Based on this reference, practitioners might presume APB Opinion No. 25 contains a definition of employees that will be helpful in applying the provisions of SFAS No. 123. Unfortunately, APB Opinion No. 25 does not contain any definition or discussion of the concept of employees. The distinction can be important to a company but there appears to be no guidance in the accounting literature as to who is considered an employee. The FASB's Emerging Issues Task Force has discussed two related issues: Issue No. 96-3, Accounting for Equity Instruments that Are Issued for Consideration Other than Employee Services Under FASB Statement No. 123 and Issue No. 96-18, Accounting for Equity Instruments with Variable Terms that Are Issued for Consideration Other than Employee Services Under FASB Statement No. 123. In neither of these issues, however, does the EITF address the question of who is considered to be an employee.
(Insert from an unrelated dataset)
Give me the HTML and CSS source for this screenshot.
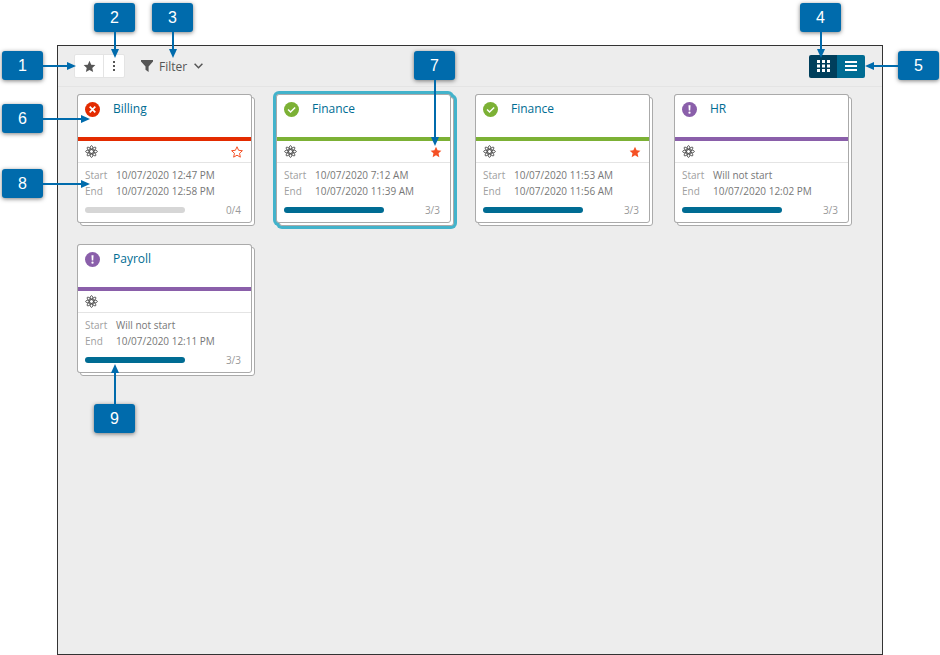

Because there is no guidance in accounting standards, a logical place to look for guidance would appear to be the law that does contain guidance on the issue.

Legal Guidance

While it is clear there are serious financial reporting consequences when stock-based compensation is given to a nonemployee, since the issuance of SFAS No. 123 companies have begun to refer to certain individuals as "employees for purposes of applying SFAS No. 123." This is frequently used in discussing the application of SFAS No. 123 to stock grants given to outside members of the company's board of directors. Unfortunately, a contractually agreed upon characterization of an individual's status will not automatically immunize the corporation or the individual from scrutiny by the courts or regulatory bodies. In fact, the status may be recast depending upon the details or relationship between individual and company in several critical areas.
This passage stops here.